The Panda update (and the Panda 2 update) generally help most websites. They will negatively affect sites that have spent countless money and effort in gaining links from places that are unrelated, article warehouses, link farms and spammy blog/forum postings.
We have a client that was actually doing anywhere between 7,000 and 8,000 articles per month and them spinning those out to article places. The articles didn't necessrily relate to his site at all, but they would just insert a link as a keyword and point back to their site. (example - the site is about leaf blowers, and the articles were about automotive parts).
Google frowns highly on these, and as a result, penalizes those people for doing exactly what the Google TOS says not to do!
How to improve your rank in Google? Honesty.
Don't purchase 10,000 links from some random place.
Write content on your page. Pay no mind to keyword density or tailored content around a specific keyword. If you write, you will naturally get a keyword density of 3-5%, so don't try to trick the system.
Blog posts work. Relevant Blogs are better.
Blog comments (on your site) help with fresh content. VALID blog posts are better.
Natural links and popularity are the way to go. If you purchase "10,000 links" and overnight google think's you're popular for no reason, you can find your site falling down the ranks.
With regards to the mistletoe - your rank likely improved not so much because Google is giving you more credit for the same stuff that was on there, but likely because google removed the spammers that were ahead of you.

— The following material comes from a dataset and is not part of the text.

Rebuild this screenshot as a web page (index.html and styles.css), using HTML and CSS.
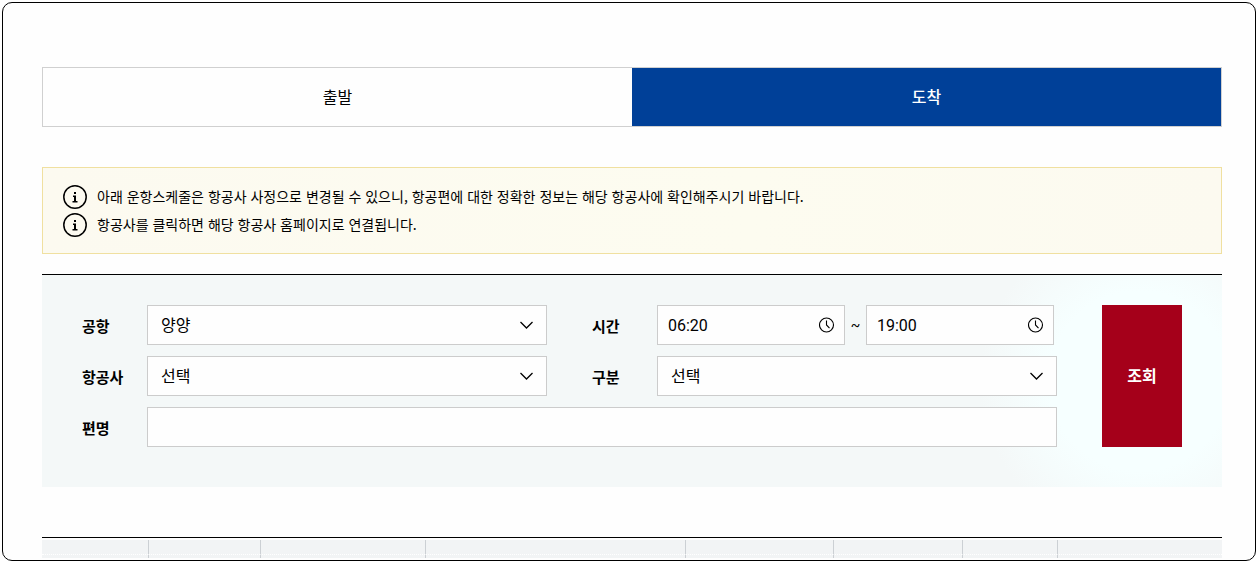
FILE: index.html
```html
<!DOCTYPE html>
<html lang="ko">
<head>
    <meta charset="UTF-8">
    <meta name="viewport" content="width=device-width, initial-scale=1.0">
    <title>운항스케줄</title>
    <link rel="stylesheet" href="styles.css">
</head>
<body>
    <main class="container">
        <div class="tabs">
            <button type="button" class="tab">출발</button>
            <button type="button" class="tab active">도착</button>
        </div>

        <ul class="notice">
            <li>
                <svg class="info" viewBox="0 0 24 24" aria-hidden="true">
                    <circle cx="12" cy="12" r="11.2"/>
                    <path d="M11 7h2v2h-2zM10 10.5h3V16h1.5v1.5h-5V16H11v-4h-1z"/>
                </svg>
                <span>아래 운항스케줄은 항공사 사정으로 변경될 수 있으니, 항공편에 대한 정확한 정보는 해당 항공사에 확인해주시기 바랍니다.</span>
            </li>
            <li>
                <svg class="info" viewBox="0 0 24 24" aria-hidden="true">
                    <circle cx="12" cy="12" r="11.2"/>
                    <path d="M11 7h2v2h-2zM10 10.5h3V16h1.5v1.5h-5V16H11v-4h-1z"/>
                </svg>
                <span>항공사를 클릭하면 해당 항공사 홈페이지로 연결됩니다.</span>
            </li>
        </ul>

        <form class="search">
            <div class="fields">
                <label for="airport">공항</label>
                <div class="field">
                    <select id="airport">
                        <option>양양</option>
                    </select>
                    <svg class="arrow" viewBox="0 0 14 8" aria-hidden="true"><path d="M.5 1l6 6 6-6"/></svg>
                </div>

                <label for="startTime" class="second">시간</label>
                <div class="times">
                    <div class="field">
                        <input type="text" id="startTime" value="06:20">
                        <svg class="clock" viewBox="0 0 16 16" aria-hidden="true"><circle cx="7.5" cy="8" r="7"/><path d="M7.5 3.5V8l3 3.2"/></svg>
                    </div>
                    <span class="tilde">~</span>
                    <div class="field">
                        <input type="text" id="endTime" value="19:00" aria-label="종료 시간">
                        <svg class="clock" viewBox="0 0 16 16" aria-hidden="true"><circle cx="7.5" cy="8" r="7"/><path d="M7.5 3.5V8l3 3.2"/></svg>
                    </div>
                </div>

                <label for="airline">항공사</label>
                <div class="field">
                    <select id="airline">
                        <option>선택</option>
                    </select>
                    <svg class="arrow" viewBox="0 0 14 8" aria-hidden="true"><path d="M.5 1l6 6 6-6"/></svg>
                </div>

                <label for="type" class="second">구분</label>
                <div class="field">
                    <select id="type">
                        <option>선택</option>
                    </select>
                    <svg class="arrow" viewBox="0 0 14 8" aria-hidden="true"><path d="M.5 1l6 6 6-6"/></svg>
                </div>

                <label for="flight">편명</label>
                <div class="field wide">
                    <input type="text" id="flight">
                </div>
            </div>
            <button type="button" class="submit">조회</button>
        </form>

        <div class="schedule">
            <table>
                <colgroup>
                    <col class="c1"><col class="c2"><col class="c3"><col class="c4">
                    <col class="c5"><col class="c6"><col class="c7"><col class="c8">
                </colgroup>
                <thead>
                    <tr><th></th><th></th><th></th><th></th><th></th><th></th><th></th><th></th></tr>
                </thead>
                <tbody>
                    <tr><td></td><td></td><td></td><td></td><td></td><td></td><td></td><td></td></tr>
                </tbody>
            </table>
        </div>
    </main>
</body>
</html>
```
FILE: styles.css
```css
* {
    box-sizing: border-box;
}
body {
    margin: 2px;
    background: #fff;
    color: #000;
    font-family: "Noto Sans CJK KR", sans-serif;
    font-size: 16px;
}
button, input, select {
    font: inherit;
    color: inherit;
}
.container {
    min-height: calc(100vh - 4px);
    padding: 64px 33px 2px 39px;
    border: 1px solid #000;
    border-radius: 10px;
    background: #fefefe;
}

/* tabs */
.tabs {
    display: flex;
    height: 60px;
    border: 1px solid #d0d0d0;
}
.tab {
    flex: 1;
    padding: 0 0 3px;
    border: none;
    background: #fefefe;
    cursor: pointer;
}
.tab.active {
    background: #004098;
    color: #fff;
    font-weight: 500;
}

/* notice */
.notice {
    margin: 40px 0 20px;
    padding: 15px 20px 14px;
    border: 1px solid #f0e0a0;
    background: linear-gradient(to right, #fcfaf0, #fdfcf0 60%, #fcfaf0);
    list-style: none;
    font-size: 14px;
}
.notice li {
    display: flex;
    align-items: center;
    gap: 10px;
    height: 28px;
}
.notice span {
    padding-bottom: 3px;
}
.info {
    flex: none;
    width: 24px;
    height: 24px;
}
.info circle {
    fill: none;
    stroke: #000;
    stroke-width: 1.5;
}

/* search form */
.search {
    display: flex;
    gap: 45px;
    padding: 30px 40px 40px;
    border-top: 1px solid #000;
    background: radial-gradient(circle at 93% 50%, #f6ffff 90px, #f4f8f8 160px);
}
.fields {
    flex: 1;
    display: grid;
    grid-template-columns: 65px 1fr 110px 1fr;
    gap: 11px 0;
}
.fields label {
    font-size: 15px;
    font-weight: bold;
    line-height: 42px;
    height: 40px;
}
.fields .second {
    padding-left: 45px;
}
.field {
    position: relative;
    height: 40px;
}
.field.wide {
    grid-column: 2 / 5;
}
.field input, .field select {
    display: block;
    width: 100%;
    height: 40px;
    padding: 0 13px 2px;
    border: 1px solid #ccc;
    border-radius: 0;
    background: #fefefe;
    appearance: none;
}
.times {
    display: flex;
    padding-right: 3px;
}
.times .field {
    flex: 1;
}
.times input {
    padding: 0 10px;
    font-family: Roboto, sans-serif;
}
.tilde {
    width: 21px;
    line-height: 40px;
    text-align: center;
    font-size: 14px;
    font-family: Roboto, sans-serif;
}
.arrow, .clock {
    position: absolute;
    fill: none;
    stroke: #000;
    pointer-events: none;
}
.arrow {
    top: 16px;
    right: 13px;
    width: 14px;
    height: 8px;
    stroke-width: 1.3;
}
.clock {
    top: 12px;
    right: 10px;
    width: 16px;
    height: 16px;
    stroke-width: 1.1;
}
.submit {
    width: 80px;
    padding: 0 0 3px;
    border: none;
    background: #a5001a;
    color: #fff;
    font-weight: bold;
    cursor: pointer;
}

/* schedule table */
.schedule {
    margin-top: 50px;
    padding-top: 2px;
    border-top: 1px solid #000;
}
table {
    width: 100%;
    table-layout: fixed;
    border-collapse: separate;
    border-spacing: 0;
    background: #f2f4f5;
}
th, td {
    padding: 0;
    border-left: 1px solid #ccd0d4;
}
th {
    height: 15px;
    border-bottom: 1px dotted #fff;
}
td {
    height: 3px;
}
th:first-child, td:first-child {
    border-left: none;
}
.c1 { width: 9%; }
.c2 { width: 9.5%; }
.c3 { width: 14%; }
.c4 { width: 22%; }
.c5 { width: 12.5%; }
.c6 { width: 11%; }
.c7 { width: 8%; }
.c8 { width: 14%; }
```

Years ago )1996), Bill Gates issued the phrase "Content is King" - this is very much true today. Google pays attention to the content on your site and ranks things accordingly.
I've been doing SEO since the start of my web career back in 1994. It wasn't called SEO back then, it was called "good practice in getting found"
Those same methods from the mid 90's are the exact same methods that Google says they want you to do. If you try to trick the system, they'll catch you. There's more than 300 experts with PhD's at Google working on the search engine stuff. If you think you can outsmart them with a few tricks, you're sadly mistaken.
What Google wants? Valid content. Accurate information. Verify that you're an authority on the information by getting links from other places related to your field (not purchasing or spamming links - those won't count).
If you play by the rules, follow their guidelines, and are writing honest content in your website, you'll have no problem braking into the top 10 links in Google.